_Work instructions_
Locate every line in the records below that contains the word "this", and copy each one.

_Information provided_
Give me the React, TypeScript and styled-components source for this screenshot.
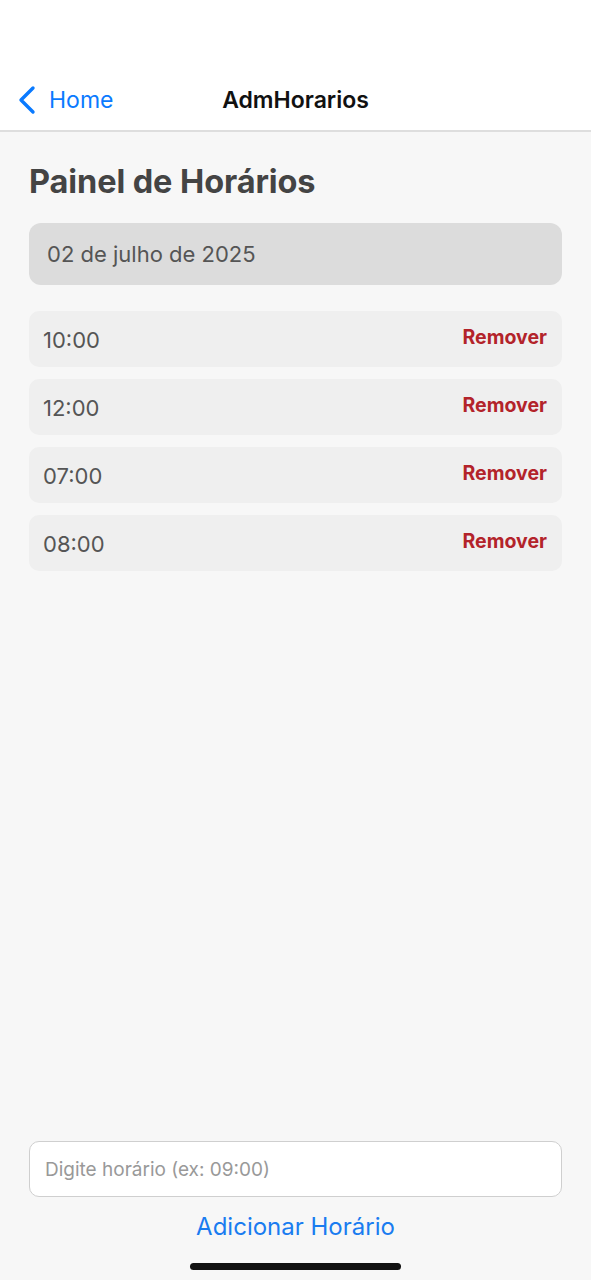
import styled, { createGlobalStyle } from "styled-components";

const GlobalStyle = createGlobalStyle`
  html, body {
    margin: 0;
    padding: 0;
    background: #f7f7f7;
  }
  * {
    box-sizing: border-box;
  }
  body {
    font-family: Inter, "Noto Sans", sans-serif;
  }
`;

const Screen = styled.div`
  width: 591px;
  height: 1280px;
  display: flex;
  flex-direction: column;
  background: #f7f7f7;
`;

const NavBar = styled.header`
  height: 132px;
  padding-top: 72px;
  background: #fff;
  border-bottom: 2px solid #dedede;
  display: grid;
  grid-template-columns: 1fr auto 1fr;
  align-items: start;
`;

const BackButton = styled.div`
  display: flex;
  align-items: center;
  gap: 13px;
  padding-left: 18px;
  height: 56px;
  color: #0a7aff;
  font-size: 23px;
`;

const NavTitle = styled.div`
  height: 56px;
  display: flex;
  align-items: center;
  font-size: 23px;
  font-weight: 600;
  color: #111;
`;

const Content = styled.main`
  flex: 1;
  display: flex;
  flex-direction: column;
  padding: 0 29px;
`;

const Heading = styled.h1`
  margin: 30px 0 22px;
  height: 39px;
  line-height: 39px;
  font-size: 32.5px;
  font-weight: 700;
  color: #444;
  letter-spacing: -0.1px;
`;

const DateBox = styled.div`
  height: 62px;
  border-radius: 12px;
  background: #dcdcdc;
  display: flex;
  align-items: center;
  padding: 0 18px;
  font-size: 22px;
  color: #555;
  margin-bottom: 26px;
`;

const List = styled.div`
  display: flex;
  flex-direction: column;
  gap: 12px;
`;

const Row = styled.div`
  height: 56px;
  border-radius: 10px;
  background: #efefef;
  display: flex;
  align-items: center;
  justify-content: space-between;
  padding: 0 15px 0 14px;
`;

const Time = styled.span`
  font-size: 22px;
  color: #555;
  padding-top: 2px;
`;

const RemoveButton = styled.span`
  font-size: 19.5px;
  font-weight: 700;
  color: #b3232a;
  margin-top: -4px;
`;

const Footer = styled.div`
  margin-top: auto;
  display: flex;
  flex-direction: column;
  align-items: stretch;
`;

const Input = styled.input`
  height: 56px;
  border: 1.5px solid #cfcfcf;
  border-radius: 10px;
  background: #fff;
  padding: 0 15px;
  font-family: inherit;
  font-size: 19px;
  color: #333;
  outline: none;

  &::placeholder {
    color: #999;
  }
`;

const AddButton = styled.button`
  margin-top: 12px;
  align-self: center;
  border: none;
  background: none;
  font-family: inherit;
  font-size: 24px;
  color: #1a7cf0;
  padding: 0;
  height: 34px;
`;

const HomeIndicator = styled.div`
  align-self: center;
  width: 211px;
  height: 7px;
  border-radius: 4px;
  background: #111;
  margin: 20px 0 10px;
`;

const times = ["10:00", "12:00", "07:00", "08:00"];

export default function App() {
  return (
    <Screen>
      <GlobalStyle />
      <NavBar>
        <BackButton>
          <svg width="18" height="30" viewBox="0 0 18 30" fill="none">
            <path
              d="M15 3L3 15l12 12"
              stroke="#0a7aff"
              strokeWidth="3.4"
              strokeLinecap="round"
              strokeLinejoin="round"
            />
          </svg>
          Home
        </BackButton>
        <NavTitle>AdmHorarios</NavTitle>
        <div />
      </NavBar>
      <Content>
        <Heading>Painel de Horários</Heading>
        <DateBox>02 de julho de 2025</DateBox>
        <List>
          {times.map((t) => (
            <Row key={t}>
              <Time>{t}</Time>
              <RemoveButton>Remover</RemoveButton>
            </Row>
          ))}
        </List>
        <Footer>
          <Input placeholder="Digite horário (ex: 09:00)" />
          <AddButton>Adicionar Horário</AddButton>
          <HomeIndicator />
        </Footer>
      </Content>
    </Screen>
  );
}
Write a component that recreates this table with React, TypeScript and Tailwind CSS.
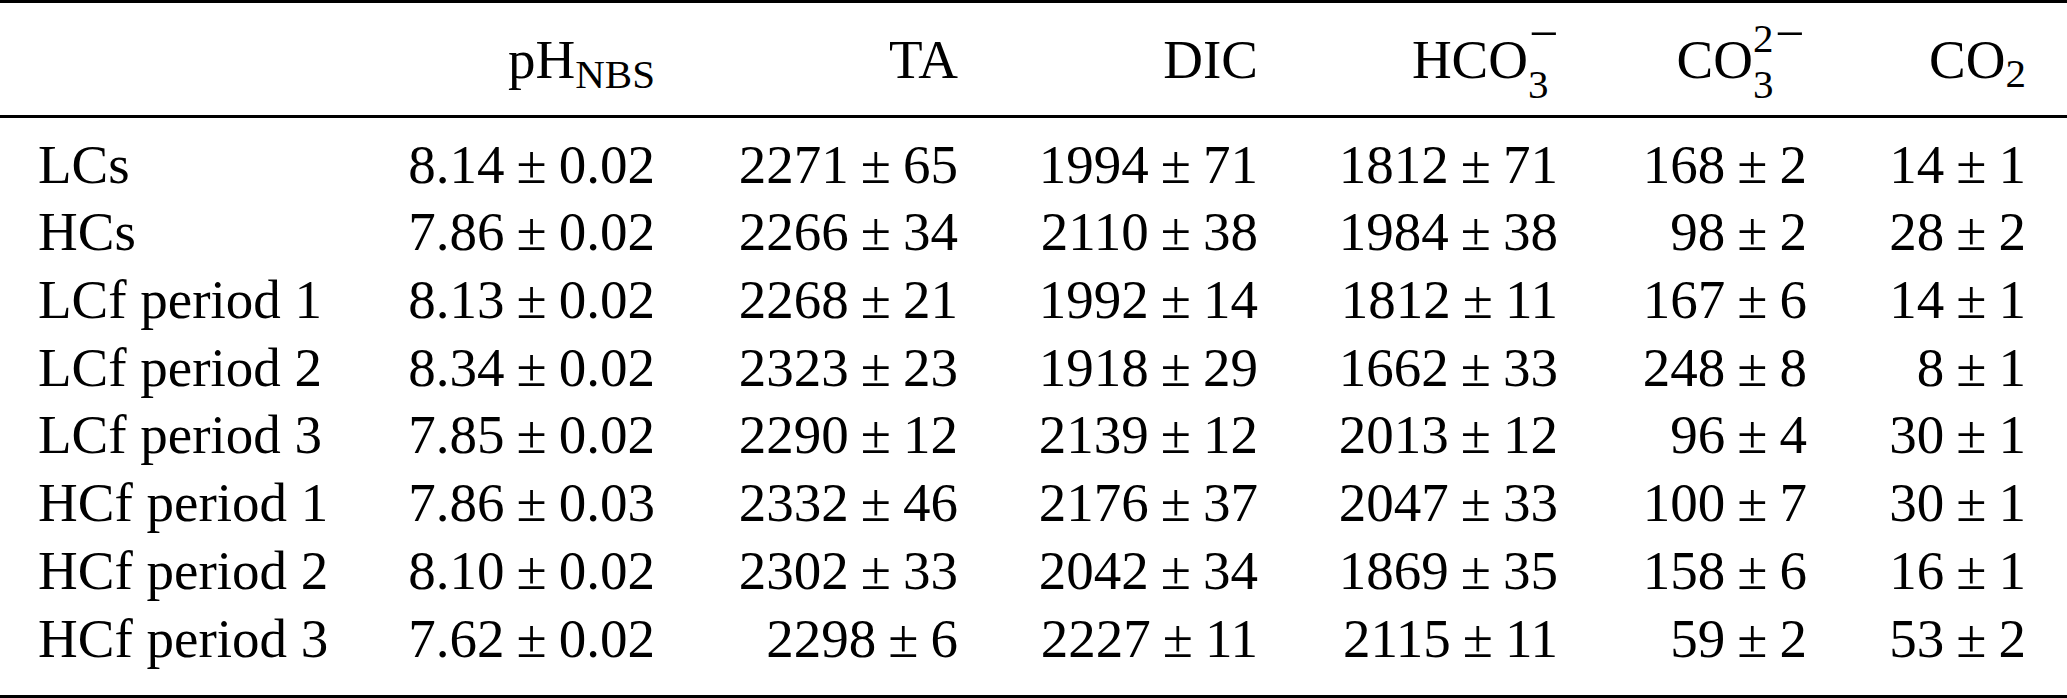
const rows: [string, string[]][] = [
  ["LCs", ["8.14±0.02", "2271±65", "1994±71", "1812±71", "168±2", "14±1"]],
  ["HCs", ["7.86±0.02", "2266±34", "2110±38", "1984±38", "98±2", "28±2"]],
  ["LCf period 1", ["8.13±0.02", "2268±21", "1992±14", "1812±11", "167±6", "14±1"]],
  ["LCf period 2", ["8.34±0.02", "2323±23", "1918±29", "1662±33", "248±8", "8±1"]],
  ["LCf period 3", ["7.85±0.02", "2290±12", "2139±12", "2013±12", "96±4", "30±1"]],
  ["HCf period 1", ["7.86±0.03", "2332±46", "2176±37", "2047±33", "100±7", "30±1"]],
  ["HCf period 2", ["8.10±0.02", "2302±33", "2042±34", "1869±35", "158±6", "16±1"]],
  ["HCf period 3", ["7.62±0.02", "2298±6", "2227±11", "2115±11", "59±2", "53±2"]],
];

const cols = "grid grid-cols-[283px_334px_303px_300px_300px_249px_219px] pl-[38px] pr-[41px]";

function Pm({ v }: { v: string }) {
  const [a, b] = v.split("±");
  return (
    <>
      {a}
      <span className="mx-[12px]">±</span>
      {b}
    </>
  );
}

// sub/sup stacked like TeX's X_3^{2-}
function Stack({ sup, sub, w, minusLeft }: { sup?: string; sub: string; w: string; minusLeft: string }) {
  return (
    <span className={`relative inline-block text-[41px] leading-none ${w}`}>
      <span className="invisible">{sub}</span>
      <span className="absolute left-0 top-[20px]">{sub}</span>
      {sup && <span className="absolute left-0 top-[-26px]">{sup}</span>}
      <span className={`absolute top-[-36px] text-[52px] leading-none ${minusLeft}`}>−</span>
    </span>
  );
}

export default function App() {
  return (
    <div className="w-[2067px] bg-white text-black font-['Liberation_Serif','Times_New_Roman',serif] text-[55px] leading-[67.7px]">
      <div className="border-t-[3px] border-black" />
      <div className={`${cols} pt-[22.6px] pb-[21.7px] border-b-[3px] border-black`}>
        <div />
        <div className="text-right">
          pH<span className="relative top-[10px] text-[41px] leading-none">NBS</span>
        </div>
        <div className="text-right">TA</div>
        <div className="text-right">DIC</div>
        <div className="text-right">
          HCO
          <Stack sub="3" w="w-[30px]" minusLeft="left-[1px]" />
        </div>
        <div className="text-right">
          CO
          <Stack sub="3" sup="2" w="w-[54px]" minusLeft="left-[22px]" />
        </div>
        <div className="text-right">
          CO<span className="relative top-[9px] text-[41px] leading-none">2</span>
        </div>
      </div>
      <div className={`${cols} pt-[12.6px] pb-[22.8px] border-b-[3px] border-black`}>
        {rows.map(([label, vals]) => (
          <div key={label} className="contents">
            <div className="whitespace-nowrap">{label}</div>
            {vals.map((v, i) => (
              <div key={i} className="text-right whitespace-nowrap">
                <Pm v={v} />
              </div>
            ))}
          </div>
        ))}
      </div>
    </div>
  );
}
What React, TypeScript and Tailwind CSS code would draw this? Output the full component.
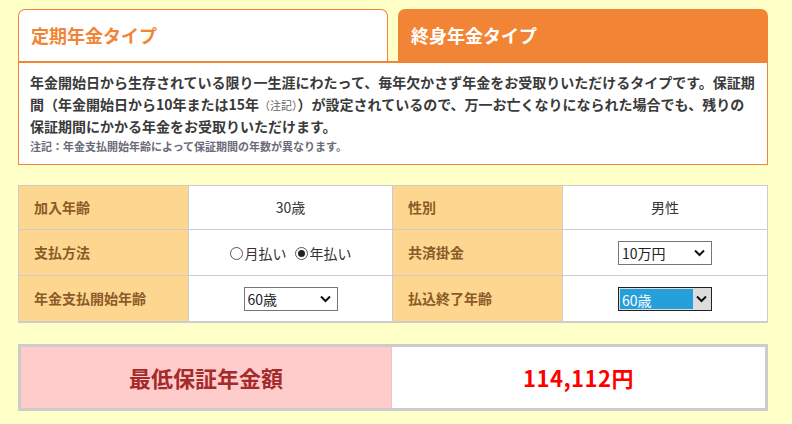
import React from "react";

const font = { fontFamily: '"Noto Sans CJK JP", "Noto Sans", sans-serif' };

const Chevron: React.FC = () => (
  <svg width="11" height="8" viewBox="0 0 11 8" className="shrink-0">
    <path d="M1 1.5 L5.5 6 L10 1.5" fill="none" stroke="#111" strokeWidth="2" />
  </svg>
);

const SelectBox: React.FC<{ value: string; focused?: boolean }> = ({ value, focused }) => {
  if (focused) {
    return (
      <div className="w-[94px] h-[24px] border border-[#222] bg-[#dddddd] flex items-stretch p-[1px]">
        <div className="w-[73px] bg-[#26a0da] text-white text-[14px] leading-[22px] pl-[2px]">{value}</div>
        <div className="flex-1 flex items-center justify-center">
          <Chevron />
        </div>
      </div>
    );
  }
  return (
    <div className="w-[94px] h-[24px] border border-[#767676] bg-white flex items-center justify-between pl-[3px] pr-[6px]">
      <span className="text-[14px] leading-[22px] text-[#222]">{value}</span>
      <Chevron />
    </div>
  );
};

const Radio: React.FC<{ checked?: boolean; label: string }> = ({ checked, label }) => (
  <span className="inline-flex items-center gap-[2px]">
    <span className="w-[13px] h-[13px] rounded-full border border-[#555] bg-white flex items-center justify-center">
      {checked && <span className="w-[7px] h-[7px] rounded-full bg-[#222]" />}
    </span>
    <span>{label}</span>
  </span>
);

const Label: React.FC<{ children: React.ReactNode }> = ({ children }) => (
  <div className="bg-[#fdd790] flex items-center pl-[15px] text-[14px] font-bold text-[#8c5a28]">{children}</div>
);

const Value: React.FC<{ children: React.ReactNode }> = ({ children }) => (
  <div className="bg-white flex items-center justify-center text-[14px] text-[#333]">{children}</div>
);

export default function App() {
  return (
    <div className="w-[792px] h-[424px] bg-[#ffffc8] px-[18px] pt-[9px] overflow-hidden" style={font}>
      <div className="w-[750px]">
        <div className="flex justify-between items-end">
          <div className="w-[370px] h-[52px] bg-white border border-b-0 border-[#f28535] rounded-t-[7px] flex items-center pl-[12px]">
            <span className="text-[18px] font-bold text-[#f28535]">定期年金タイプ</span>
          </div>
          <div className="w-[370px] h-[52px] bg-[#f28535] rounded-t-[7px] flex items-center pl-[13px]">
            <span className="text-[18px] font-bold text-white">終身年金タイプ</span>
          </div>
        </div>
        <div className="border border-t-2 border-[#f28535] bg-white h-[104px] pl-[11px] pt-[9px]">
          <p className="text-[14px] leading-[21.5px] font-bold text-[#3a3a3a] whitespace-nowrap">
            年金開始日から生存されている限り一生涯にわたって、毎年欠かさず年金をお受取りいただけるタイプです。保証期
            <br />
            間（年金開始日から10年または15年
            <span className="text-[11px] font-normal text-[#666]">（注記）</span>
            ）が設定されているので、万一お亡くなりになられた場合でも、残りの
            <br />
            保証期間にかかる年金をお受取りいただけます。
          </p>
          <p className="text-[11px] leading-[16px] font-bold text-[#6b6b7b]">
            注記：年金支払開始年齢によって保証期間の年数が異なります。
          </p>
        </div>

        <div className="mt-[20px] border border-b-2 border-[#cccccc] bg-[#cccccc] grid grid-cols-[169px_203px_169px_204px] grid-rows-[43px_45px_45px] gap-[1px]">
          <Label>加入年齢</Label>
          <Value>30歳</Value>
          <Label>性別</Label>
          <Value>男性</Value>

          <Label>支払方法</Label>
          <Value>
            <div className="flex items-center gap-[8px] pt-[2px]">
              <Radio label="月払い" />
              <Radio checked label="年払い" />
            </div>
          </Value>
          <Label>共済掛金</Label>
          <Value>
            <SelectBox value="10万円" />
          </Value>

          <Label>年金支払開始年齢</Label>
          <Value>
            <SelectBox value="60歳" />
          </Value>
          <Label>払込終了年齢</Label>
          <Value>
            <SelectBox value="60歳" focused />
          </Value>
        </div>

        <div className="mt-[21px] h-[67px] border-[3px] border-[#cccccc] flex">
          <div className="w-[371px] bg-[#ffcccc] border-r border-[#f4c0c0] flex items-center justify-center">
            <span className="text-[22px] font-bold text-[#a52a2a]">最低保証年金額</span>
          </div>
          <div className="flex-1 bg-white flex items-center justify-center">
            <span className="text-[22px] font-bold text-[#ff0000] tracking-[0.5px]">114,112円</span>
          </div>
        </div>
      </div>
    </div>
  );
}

_Written reply_
Give me the React, TypeScript and styled-components source for this screenshot.
Write a component that recreates this table with React, TypeScript and Tailwind CSS.
What React, TypeScript and Tailwind CSS code would draw this? Output the full component.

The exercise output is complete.